Show every line below where "this" can be found.

# # # #

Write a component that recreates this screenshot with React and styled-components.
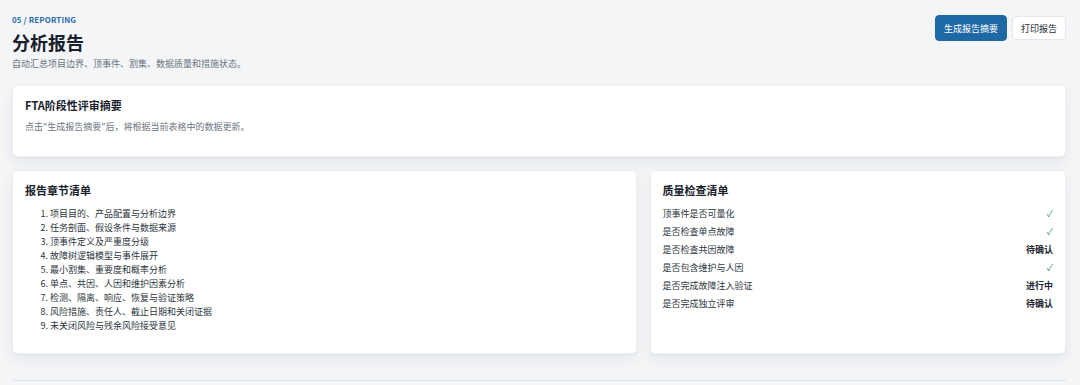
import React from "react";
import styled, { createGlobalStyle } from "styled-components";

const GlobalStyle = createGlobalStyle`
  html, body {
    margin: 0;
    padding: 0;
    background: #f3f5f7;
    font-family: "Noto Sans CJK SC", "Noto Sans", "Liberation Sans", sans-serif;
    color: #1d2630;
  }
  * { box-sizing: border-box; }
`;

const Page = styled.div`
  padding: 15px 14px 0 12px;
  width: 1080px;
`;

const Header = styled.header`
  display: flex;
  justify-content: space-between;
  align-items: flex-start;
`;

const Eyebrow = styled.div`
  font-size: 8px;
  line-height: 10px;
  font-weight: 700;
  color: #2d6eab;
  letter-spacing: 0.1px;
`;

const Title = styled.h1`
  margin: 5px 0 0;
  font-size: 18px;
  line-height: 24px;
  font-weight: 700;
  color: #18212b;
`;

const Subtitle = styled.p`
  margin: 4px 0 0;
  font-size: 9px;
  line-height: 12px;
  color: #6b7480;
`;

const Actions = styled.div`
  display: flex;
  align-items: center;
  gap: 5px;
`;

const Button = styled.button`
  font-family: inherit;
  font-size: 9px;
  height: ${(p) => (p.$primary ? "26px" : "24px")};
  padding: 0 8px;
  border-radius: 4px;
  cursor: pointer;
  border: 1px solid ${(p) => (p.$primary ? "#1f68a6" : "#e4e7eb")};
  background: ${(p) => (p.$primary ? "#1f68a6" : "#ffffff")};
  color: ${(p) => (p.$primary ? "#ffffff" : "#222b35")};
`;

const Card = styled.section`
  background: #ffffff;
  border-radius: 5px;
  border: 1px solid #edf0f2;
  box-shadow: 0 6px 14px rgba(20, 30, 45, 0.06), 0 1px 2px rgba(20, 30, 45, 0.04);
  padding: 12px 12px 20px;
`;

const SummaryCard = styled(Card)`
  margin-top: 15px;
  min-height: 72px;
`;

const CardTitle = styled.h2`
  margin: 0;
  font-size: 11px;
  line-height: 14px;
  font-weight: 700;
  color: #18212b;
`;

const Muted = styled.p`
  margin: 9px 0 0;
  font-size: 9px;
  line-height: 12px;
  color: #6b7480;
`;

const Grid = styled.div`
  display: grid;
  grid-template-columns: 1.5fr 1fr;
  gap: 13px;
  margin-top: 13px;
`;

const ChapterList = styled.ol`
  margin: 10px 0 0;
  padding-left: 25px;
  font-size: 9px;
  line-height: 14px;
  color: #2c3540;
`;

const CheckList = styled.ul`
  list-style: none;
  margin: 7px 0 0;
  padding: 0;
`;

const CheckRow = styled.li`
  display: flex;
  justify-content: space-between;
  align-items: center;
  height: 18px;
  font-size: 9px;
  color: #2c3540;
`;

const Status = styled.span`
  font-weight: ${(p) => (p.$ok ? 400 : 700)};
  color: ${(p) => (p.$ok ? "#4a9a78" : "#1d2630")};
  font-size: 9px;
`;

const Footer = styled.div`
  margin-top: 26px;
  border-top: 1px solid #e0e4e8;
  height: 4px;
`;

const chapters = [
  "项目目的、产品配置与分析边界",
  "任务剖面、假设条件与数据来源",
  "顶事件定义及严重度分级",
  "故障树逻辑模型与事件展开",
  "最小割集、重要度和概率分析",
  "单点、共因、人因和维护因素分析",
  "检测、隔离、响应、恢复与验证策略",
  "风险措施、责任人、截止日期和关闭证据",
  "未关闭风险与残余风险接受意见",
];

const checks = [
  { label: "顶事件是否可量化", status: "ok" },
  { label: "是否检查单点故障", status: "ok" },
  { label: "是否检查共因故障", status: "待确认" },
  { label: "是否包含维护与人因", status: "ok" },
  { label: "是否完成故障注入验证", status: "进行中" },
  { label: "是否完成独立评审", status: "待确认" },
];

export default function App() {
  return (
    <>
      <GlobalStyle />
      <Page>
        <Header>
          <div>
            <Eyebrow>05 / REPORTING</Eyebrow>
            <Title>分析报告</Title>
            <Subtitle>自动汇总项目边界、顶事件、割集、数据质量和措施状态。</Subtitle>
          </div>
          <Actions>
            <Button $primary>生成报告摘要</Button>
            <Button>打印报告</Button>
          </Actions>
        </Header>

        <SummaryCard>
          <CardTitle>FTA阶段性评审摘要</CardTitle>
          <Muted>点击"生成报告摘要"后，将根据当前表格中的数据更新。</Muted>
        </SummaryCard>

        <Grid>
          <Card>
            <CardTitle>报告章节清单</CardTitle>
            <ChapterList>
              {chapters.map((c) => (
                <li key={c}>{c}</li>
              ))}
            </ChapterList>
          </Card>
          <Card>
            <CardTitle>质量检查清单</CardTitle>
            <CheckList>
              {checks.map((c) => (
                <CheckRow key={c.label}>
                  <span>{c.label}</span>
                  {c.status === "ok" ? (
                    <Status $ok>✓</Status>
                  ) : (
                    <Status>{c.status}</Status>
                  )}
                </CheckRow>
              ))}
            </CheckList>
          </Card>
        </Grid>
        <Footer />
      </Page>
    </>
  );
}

# # # #

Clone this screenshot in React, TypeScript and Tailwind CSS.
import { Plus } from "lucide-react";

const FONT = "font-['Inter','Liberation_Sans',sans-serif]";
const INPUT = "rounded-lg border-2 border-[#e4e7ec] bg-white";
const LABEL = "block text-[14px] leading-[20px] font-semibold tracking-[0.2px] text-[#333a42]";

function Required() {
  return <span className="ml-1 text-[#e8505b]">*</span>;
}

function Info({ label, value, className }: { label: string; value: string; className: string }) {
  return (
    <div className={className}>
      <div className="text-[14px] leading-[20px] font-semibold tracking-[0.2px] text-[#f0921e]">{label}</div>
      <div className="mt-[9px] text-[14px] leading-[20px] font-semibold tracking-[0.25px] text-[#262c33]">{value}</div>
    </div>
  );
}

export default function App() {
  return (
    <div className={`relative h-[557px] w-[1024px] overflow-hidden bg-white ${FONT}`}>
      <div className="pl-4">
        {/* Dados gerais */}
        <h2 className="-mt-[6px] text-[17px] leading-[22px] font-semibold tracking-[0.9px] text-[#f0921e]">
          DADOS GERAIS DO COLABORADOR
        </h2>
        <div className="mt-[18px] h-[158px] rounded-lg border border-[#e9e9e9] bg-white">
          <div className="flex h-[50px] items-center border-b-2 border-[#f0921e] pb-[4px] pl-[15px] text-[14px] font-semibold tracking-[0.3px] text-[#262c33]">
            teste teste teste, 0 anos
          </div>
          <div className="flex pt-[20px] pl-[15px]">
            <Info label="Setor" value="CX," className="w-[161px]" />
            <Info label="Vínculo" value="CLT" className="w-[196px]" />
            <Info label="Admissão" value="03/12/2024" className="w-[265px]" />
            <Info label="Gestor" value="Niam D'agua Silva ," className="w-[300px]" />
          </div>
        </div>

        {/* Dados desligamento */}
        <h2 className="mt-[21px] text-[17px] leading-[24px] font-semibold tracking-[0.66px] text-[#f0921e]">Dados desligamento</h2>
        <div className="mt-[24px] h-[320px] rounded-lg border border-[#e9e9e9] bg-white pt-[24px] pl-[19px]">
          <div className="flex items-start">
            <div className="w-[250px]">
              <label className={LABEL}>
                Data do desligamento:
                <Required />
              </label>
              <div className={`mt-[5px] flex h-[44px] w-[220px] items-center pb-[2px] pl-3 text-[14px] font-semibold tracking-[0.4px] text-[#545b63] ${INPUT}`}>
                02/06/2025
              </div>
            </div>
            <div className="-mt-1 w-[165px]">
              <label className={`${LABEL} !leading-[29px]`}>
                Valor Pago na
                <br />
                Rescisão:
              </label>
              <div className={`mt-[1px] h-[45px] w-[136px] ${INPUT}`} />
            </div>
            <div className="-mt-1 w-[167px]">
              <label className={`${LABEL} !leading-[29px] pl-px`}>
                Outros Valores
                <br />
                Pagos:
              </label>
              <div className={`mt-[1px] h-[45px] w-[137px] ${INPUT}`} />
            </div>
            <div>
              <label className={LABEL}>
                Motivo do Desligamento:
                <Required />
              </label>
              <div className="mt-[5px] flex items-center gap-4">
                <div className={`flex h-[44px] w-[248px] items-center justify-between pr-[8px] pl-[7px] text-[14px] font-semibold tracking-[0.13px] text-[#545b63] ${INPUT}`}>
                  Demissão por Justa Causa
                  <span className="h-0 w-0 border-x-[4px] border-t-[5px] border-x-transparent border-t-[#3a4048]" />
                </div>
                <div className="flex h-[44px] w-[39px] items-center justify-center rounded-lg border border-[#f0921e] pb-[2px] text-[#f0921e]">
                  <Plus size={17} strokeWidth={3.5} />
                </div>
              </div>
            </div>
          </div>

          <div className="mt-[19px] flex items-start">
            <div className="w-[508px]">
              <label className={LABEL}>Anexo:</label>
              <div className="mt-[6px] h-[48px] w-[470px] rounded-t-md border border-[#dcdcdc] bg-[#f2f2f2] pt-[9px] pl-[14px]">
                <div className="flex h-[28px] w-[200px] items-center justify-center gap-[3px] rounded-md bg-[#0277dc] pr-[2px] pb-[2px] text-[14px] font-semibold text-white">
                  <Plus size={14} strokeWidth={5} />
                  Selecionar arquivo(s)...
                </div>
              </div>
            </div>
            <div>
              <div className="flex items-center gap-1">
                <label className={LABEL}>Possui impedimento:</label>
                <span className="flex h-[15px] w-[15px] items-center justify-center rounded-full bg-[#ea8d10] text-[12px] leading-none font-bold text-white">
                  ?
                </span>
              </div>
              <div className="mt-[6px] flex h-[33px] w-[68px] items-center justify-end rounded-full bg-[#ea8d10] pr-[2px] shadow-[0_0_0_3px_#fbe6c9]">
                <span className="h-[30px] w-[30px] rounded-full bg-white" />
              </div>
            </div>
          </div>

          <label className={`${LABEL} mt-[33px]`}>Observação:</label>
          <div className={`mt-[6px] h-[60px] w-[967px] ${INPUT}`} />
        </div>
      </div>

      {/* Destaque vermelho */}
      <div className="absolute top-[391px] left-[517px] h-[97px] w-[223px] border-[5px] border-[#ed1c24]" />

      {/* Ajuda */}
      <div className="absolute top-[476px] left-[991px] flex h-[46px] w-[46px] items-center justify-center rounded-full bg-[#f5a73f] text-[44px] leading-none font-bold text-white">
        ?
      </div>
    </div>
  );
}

# # # #

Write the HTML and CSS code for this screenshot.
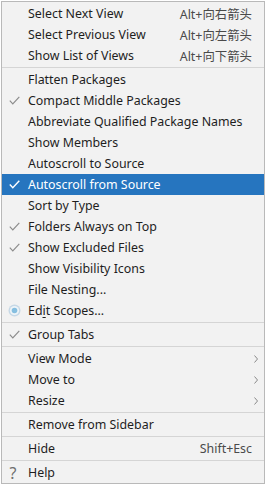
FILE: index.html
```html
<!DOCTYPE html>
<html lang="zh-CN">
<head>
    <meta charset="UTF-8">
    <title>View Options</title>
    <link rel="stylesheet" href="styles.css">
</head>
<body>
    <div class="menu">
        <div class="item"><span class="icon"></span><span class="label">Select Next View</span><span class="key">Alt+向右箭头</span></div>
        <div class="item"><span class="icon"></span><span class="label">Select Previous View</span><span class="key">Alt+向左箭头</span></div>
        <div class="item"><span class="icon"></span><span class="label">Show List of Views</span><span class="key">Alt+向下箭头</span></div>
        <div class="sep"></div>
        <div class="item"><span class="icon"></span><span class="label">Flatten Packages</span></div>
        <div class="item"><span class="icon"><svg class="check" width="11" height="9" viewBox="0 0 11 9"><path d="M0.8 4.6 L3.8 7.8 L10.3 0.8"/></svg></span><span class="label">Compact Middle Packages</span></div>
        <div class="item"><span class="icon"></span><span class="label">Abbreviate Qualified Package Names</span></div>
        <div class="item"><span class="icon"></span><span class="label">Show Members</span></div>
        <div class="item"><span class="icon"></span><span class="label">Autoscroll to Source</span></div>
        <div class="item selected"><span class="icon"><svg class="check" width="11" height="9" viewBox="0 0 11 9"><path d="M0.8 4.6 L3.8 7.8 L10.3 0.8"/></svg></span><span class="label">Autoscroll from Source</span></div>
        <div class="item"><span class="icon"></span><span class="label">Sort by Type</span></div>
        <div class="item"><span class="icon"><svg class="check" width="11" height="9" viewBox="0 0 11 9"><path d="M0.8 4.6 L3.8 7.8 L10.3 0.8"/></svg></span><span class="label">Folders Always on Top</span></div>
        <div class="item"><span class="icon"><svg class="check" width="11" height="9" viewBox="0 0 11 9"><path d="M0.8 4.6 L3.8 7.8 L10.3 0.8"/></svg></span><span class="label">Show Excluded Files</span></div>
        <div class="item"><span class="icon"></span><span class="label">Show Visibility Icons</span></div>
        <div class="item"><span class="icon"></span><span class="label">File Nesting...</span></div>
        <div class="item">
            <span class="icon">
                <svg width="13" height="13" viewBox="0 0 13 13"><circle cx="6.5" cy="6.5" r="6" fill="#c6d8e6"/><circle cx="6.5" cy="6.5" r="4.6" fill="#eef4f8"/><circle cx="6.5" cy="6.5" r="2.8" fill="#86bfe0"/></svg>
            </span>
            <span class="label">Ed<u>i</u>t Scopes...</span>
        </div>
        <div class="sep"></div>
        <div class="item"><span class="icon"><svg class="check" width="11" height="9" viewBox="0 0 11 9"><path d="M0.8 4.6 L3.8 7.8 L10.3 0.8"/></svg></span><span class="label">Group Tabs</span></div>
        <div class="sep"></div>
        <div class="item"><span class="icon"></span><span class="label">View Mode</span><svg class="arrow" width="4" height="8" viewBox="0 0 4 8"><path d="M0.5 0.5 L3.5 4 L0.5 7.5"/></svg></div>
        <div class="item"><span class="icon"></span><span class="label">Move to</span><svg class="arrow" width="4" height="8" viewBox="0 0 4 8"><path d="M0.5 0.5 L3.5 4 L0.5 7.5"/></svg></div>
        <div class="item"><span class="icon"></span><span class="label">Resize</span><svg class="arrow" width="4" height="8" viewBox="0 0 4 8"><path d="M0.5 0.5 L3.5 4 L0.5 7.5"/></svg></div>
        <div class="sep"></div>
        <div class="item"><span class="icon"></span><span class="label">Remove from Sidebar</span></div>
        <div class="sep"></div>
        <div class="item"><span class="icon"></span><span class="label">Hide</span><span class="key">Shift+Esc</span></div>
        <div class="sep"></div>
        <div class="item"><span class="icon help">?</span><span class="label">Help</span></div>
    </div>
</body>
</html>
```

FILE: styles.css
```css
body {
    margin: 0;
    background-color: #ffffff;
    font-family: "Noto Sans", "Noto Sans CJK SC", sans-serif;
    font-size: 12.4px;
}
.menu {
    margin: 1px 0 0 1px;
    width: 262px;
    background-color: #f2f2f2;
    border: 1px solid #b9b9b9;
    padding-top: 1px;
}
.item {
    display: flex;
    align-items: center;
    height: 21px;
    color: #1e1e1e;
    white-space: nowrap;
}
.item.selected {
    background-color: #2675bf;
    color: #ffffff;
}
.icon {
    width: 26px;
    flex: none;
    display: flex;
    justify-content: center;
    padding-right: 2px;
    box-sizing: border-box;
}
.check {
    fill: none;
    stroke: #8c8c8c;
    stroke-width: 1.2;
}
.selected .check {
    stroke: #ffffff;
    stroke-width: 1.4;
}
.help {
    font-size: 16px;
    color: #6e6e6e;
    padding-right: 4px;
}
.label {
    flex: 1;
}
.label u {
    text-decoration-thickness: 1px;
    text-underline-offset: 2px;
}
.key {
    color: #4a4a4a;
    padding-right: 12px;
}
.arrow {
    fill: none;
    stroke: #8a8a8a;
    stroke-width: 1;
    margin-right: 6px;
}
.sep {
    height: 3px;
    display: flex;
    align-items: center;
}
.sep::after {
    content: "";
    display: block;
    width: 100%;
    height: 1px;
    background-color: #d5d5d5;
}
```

# # # #

Solution below
Write a component that recreates this screenshot with React and styled-components.
Clone this screenshot in React, TypeScript and Tailwind CSS.
Write the HTML and CSS code for this screenshot.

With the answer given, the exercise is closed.